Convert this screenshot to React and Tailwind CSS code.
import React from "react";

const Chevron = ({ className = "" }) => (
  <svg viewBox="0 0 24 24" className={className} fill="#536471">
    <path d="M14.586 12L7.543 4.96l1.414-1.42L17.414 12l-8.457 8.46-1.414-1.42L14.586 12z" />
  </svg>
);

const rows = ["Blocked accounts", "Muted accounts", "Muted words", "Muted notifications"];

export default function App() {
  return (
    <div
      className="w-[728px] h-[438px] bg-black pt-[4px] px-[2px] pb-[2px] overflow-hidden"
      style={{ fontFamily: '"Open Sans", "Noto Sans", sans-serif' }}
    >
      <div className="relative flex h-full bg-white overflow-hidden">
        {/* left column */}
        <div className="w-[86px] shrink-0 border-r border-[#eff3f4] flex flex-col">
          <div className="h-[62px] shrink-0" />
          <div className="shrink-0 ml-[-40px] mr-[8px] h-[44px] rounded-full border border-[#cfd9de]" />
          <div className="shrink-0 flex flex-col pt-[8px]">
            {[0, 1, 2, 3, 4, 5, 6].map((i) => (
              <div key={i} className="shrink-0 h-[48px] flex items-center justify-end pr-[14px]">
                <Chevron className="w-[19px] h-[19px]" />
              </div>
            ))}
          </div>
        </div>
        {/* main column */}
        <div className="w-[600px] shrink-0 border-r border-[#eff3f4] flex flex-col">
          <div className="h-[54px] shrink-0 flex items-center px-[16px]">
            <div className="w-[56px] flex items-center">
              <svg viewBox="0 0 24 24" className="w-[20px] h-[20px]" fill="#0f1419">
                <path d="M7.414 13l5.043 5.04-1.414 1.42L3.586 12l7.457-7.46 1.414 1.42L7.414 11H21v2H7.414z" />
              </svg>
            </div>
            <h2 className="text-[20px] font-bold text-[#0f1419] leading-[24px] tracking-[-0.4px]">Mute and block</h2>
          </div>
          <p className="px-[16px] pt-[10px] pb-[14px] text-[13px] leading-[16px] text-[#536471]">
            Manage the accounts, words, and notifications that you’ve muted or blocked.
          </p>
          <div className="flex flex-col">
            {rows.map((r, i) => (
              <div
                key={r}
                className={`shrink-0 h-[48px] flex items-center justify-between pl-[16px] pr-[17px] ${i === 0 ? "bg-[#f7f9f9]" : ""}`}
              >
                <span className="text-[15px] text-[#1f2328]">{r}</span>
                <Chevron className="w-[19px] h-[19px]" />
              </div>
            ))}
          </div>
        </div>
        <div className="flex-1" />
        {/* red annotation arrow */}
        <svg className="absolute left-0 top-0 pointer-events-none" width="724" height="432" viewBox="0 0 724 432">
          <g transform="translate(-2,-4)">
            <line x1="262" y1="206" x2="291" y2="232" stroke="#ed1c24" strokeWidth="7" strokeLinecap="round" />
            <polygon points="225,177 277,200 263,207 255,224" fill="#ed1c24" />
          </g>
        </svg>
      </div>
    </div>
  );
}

| Task requirements |
What is the number of lines in the listing above that contain the string "React"? Give only the number.

| Exercise solution |
2